### What you need to do
Copy out each line that has "components" in it.

### Recorded data
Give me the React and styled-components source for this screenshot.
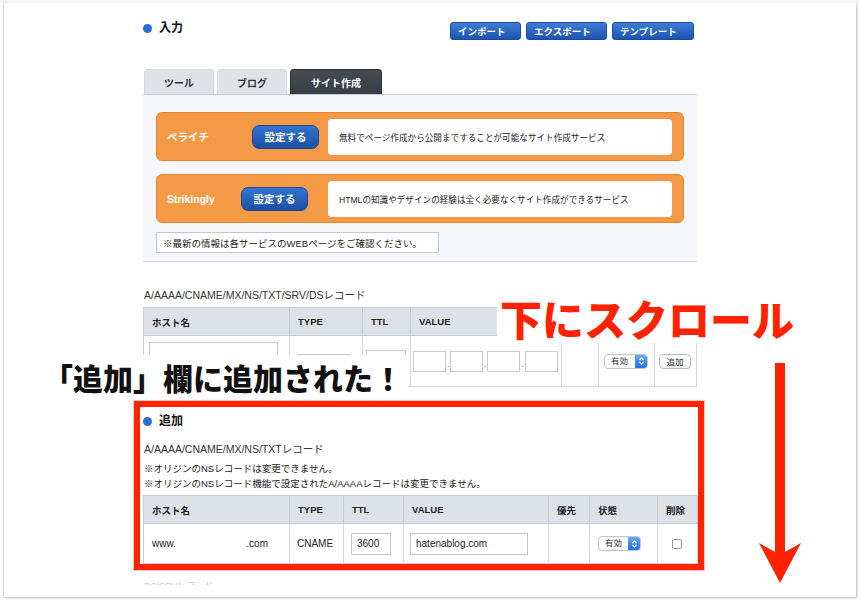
import React from 'react';
import styled, { createGlobalStyle } from 'styled-components';

const GlobalStyle = createGlobalStyle`
  html, body { margin: 0; padding: 0; overflow: hidden; background: #fff; }
  body { font-family: "Liberation Sans", "Noto Sans CJK JP", sans-serif; color: #222; }
  * { box-sizing: border-box; }
`;

const Screen = styled.div`
  position: relative;
  width: 860px;
  height: 604px;
  overflow: hidden;
  background: linear-gradient(#f4f4f4 0 3px, #fff 3px);
  padding: 3px 0 0 3px;
`;

const Page = styled.div`
  width: 853px;
  height: 594px;
  background: #fff;
  border-left: 1px solid #d9d9d9;
  box-shadow: 1px 1px 2px rgba(0, 0, 0, 0.28);
  padding: 16px 0 0 139px;
  overflow: hidden;
`;

const Column = styled.div`
  width: 554px;
  display: flex;
  flex-direction: column;
`;

const HeaderRow = styled.div`
  display: flex;
  justify-content: space-between;
  align-items: flex-start;
  height: 21px;
`;

const Heading = styled.h2`
  margin: ${p => p.mt || 0}px 0 0;
  display: flex;
  align-items: center;
  gap: 7px;
  font-size: 12px;
  font-weight: bold;
  line-height: 13px;
  color: #111;
`;

const Dot = styled.span`
  width: 9px;
  height: 9px;
  border-radius: 50%;
  background: #2a6fd6;
`;

const ActionGroup = styled.div`
  display: flex;
  gap: 5px;
  margin: 3px 3px 0 0;
`;

const ActionButton = styled.button`
  width: ${p => p.w}px;
  height: 18px;
  padding: 0 0 0 7px;
  text-align: left;
  font-family: inherit;
  font-size: 9.5px;
  font-weight: bold;
  color: #fff;
  background: linear-gradient(#3d7cd6, #1d55ae);
  border: 1px solid #1a4b9c;
  border-radius: 3px;
`;

const TabBar = styled.div`
  margin-top: 29px;
  display: flex;
  gap: 3px;
  padding-left: 1px;
  border-bottom: 1px solid #c4c9d0;
`;

const Tab = styled.div`
  width: ${p => p.w}px;
  height: 25px;
  display: flex;
  align-items: center;
  justify-content: center;
  font-size: 10px;
  font-weight: bold;
  border-radius: 4px 4px 0 0;
  color: ${p => (p.active ? '#fff' : '#333')};
  background: ${p => (p.active ? 'linear-gradient(#444b53, #373d44)' : '#dfe3e8')};
  border: 1px solid ${p => (p.active ? '#2b3137' : '#d6dae0')};
  border-bottom: none;
`;

const Panel = styled.div`
  background: #f6f7fa;
  border-bottom: 1px solid #d3d6da;
  padding: 17px 13px 8px;
  display: flex;
  flex-direction: column;
`;

const ServiceBox = styled.div`
  height: 49px;
  display: flex;
  align-items: center;
  padding: 0 11px 0 10px;
  margin-bottom: ${p => p.mb}px;
  background: #f49a47;
  border: 1px solid #e5852d;
  border-radius: 6px;
`;

const ServiceName = styled.span`
  width: ${p => p.w}px;
  color: #fff;
  font-size: ${p => p.fs}px;
  font-weight: bold;
`;

const SetButton = styled.button`
  width: 67px;
  height: 24px;
  padding: 0;
  font-family: inherit;
  font-size: 10.5px;
  font-weight: bold;
  color: #fff;
  background: linear-gradient(#3474d0, #1b50a6);
  border: 1px solid #1a4a98;
  border-radius: 7px;
`;

const Description = styled.div`
  margin-left: auto;
  width: 344px;
  height: 36px;
  display: flex;
  align-items: center;
  padding-left: 11px;
  background: #fff;
  border-radius: 4px;
  font-size: 8.6px;
  color: #222;
`;

const Notice = styled.div`
  width: 283px;
  height: 21px;
  display: flex;
  align-items: center;
  padding-left: 6px;
  background: #fff;
  border: 1px solid #c6c6c6;
  font-size: 9.5px;
  color: #222;
`;

const RecordLabel = styled.div`
  margin-top: ${p => p.mt}px;
  padding-left: 1px;
  font-size: 10.5px;
  line-height: 12px;
  color: #333;
`;

const Notes = styled.div`
  margin-top: 6px;
  padding-left: 1px;
  font-size: 9.5px;
  line-height: 15px;
  color: #222;
`;

const Table = styled.div`
  margin-top: ${p => p.mt}px;
  display: grid;
  grid-template-columns: ${p => p.cols.map(c => `${c}px`).join(' ')};
  border-left: 1px solid #c8cdd3;
  border-top: 1px solid #c8cdd3;
`;

const HeadCell = styled.div`
  height: 28px;
  display: flex;
  align-items: center;
  padding-left: 8px;
  background: #dde2e8;
  border-right: 1px solid #c5cad1;
  border-bottom: 1px solid #c5cad1;
  font-size: 9.5px;
  font-weight: bold;
  color: #222;
`;

const BodyCell = styled.div`
  height: ${p => p.h}px;
  display: flex;
  align-items: center;
  justify-content: ${p => (p.spread ? 'space-between' : 'flex-start')};
  padding: 0 ${p => p.pr || 0}px 0 ${p => p.pl || 0}px;
  gap: ${p => p.gap || 0}px;
  background: #fff;
  border-right: 1px solid #d5d8dc;
  border-bottom: 1px solid #d5d8dc;
  font-size: 10px;
  color: #222;
`;

const TextInput = styled.div`
  width: ${p => p.w}px;
  height: ${p => p.h}px;
  display: flex;
  align-items: center;
  padding-left: 5px;
  background: #fff;
  border: 1px solid #c9c9c9;
  font-size: 10px;
  color: #222;
`;

const Sep = styled.span`
  font-size: 8px;
  color: #444;
  line-height: 1;
  margin-top: 8px;
`;

const Select = styled.div`
  width: ${p => p.w}px;
  height: 15px;
  display: flex;
  background: #fff;
  border: 1px solid #c4c4c4;
  border-radius: 4px;
  overflow: hidden;
`;

const SelectText = styled.span`
  flex: 1;
  padding-left: 6px;
  font-size: 8.5px;
  line-height: 13px;
  color: #333;
`;

const SelectArrow = styled.span`
  width: 12px;
  display: flex;
  align-items: center;
  justify-content: center;
  background: linear-gradient(#69a9f8, #1f6fe5);
`;

const SmallButton = styled.div`
  width: 32px;
  height: 15px;
  display: flex;
  align-items: center;
  justify-content: center;
  font-size: 8.5px;
  color: #333;
  background: linear-gradient(#fff, #f1f1f1);
  border: 1px solid #bdbdbd;
  border-radius: 4px;
`;

const Checkbox = styled.span`
  width: 10px;
  height: 10px;
  background: #fff;
  border: 1px solid #9a9a9a;
  border-radius: 2px;
`;

const RedFrame = styled.div`
  margin: 14px 0 0 -9px;
  width: 570px;
  height: 169px;
  border: 6px solid #ff2400;
  box-shadow: 0 0 0 1px rgba(255, 90, 70, 0.35);
  padding: 8px 1px 0 3px;
  overflow: hidden;
  display: flex;
  flex-direction: column;
`;

const Trailing = styled.div`
  margin-top: 10px;
  height: 5px;
  overflow: hidden;
  font-size: 9px;
  line-height: 12px;
  color: #c9c9c9;
  padding-left: 1px;
`;

const RedNote = styled.div`
  position: absolute;
  left: 497px;
  top: 293px;
  width: 306px;
  height: 50px;
  padding-left: 3px;
  background: #fff;
  font-family: "Noto Sans CJK JP", sans-serif;
  font-size: 42px;
  font-weight: 900;
  line-height: 50px;
  color: #ff2200;
  white-space: nowrap;
`;

const BlackNote = styled.div`
  position: absolute;
  left: 20px;
  top: 355px;
  width: 388px;
  height: 44px;
  padding-left: 23px;
  background: #fff;
  font-family: "Noto Sans CJK JP", sans-serif;
  font-size: 30px;
  font-weight: 900;
  line-height: 44px;
  color: #111;
  white-space: nowrap;
`;

const ArrowSvg = styled.svg`
  position: absolute;
  left: 755px;
  top: 360px;
`;

const Updown = () => (
  <svg width="7" height="10" viewBox="0 0 7 10">
    <path d="M1.5 4 L3.5 2 L5.5 4 M1.5 6 L3.5 8 L5.5 6" fill="none" stroke="#fff" strokeWidth="1.2" />
  </svg>
);

const StatusSelect = ({ w }) => (
  <Select w={w}>
    <SelectText>有効</SelectText>
    <SelectArrow>
      <Updown />
    </SelectArrow>
  </Select>
);

const cols1 = [146, 73, 48, 151, 37, 56, 42];
const cols2 = [146, 54, 60, 145, 41, 68, 40];

export default function App() {
  return (
    <>
      <GlobalStyle />
      <Screen>
        <Page>
          <Column>
            <HeaderRow>
              <Heading mt={3}>
                <Dot />
                入力
              </Heading>
              <ActionGroup>
                <ActionButton w={71}>インポート</ActionButton>
                <ActionButton w={81}>エクスポート</ActionButton>
                <ActionButton w={82}>テンプレート</ActionButton>
              </ActionGroup>
            </HeaderRow>

            <TabBar>
              <Tab w={70}>ツール</Tab>
              <Tab w={70}>ブログ</Tab>
              <Tab w={92} active>
                サイト作成
              </Tab>
            </TabBar>

            <Panel>
              <ServiceBox mb={13}>
                <ServiceName w={85} fs={10.5}>ペライチ</ServiceName>
                <SetButton>設定する</SetButton>
                <Description>無料でページ作成から公開まですることが可能なサイト作成サービス</Description>
              </ServiceBox>
              <ServiceBox mb={9}>
                <ServiceName w={74} fs={10.5}>Strikingly</ServiceName>
                <SetButton>設定する</SetButton>
                <Description>HTMLの知識やデザインの経験は全く必要なくサイト作成ができるサービス</Description>
              </ServiceBox>
              <Notice>※最新の情報は各サービスのWEBページをご確認ください。</Notice>
            </Panel>

            <RecordLabel mt={27}>A/AAAA/CNAME/MX/NS/TXT/SRV/DSレコード</RecordLabel>
            <Table mt={6} cols={cols1}>
              <HeadCell>ホスト名</HeadCell>
              <HeadCell>TYPE</HeadCell>
              <HeadCell>TTL</HeadCell>
              <HeadCell>VALUE</HeadCell>
              <HeadCell>優先</HeadCell>
              <HeadCell>状態</HeadCell>
              <HeadCell>追加</HeadCell>
              <BodyCell h={51} pl={5}>
                <TextInput w={129} h={38} />
              </BodyCell>
              <BodyCell h={51} pl={5}>
                <StatusSelect w={58} />
              </BodyCell>
              <BodyCell h={51} pl={3}>
                <TextInput w={40} h={22} />
              </BodyCell>
              <BodyCell h={51} pl={2} gap={1}>
                <TextInput w={33} h={21} />
                <Sep>.</Sep>
                <TextInput w={33} h={21} />
                <Sep>.</Sep>
                <TextInput w={33} h={21} />
                <Sep>.</Sep>
                <TextInput w={33} h={21} />
              </BodyCell>
              <BodyCell h={51} />
              <BodyCell h={51} pl={5}>
                <StatusSelect w={44} />
              </BodyCell>
              <BodyCell h={51} pl={4}>
                <SmallButton>追加</SmallButton>
              </BodyCell>
            </Table>

            <RedFrame>
              <Heading>
                <Dot />
                追加
              </Heading>
              <RecordLabel mt={15}>A/AAAA/CNAME/MX/NS/TXTレコード</RecordLabel>
              <Notes>
                ※オリジンのNSレコードは変更できません。
                <br />
                ※オリジンのNSレコード機能で設定されたA/AAAAレコードは変更できません。
              </Notes>
              <Table mt={4} cols={cols2}>
                <HeadCell>ホスト名</HeadCell>
                <HeadCell>TYPE</HeadCell>
                <HeadCell>TTL</HeadCell>
                <HeadCell>VALUE</HeadCell>
                <HeadCell>優先</HeadCell>
                <HeadCell>状態</HeadCell>
                <HeadCell>削除</HeadCell>
                <BodyCell h={40} pl={8} pr={21} spread>
                  <span>www.</span>
                  <span>.com</span>
                </BodyCell>
                <BodyCell h={40} pl={7}>
                  CNAME
                </BodyCell>
                <BodyCell h={40} pl={7}>
                  <TextInput w={40} h={22}>3600</TextInput>
                </BodyCell>
                <BodyCell h={40} pl={6}>
                  <TextInput w={118} h={22}>hatenablog.com</TextInput>
                </BodyCell>
                <BodyCell h={40} />
                <BodyCell h={40} pl={8}>
                  <StatusSelect w={43} />
                </BodyCell>
                <BodyCell h={40} pl={14}>
                  <Checkbox />
                </BodyCell>
              </Table>
            </RedFrame>
            <Trailing>DS/SRVレコード</Trailing>
          </Column>
        </Page>

        <RedNote>下にスクロール</RedNote>
        <BlackNote>「追加」欄に追加された！</BlackNote>
        <ArrowSvg width="50" height="226" viewBox="0 0 50 226">
          <path d="M20 3 H30 V192 L46 183 L25 223 L4 183 L20 192 Z" fill="#ff2200" />
        </ArrowSvg>
      </Screen>
    </>
  );
}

### Solution
Give me the React and styled-components source for this screenshot.
import styled, { createGlobalStyle } from 'styled-components';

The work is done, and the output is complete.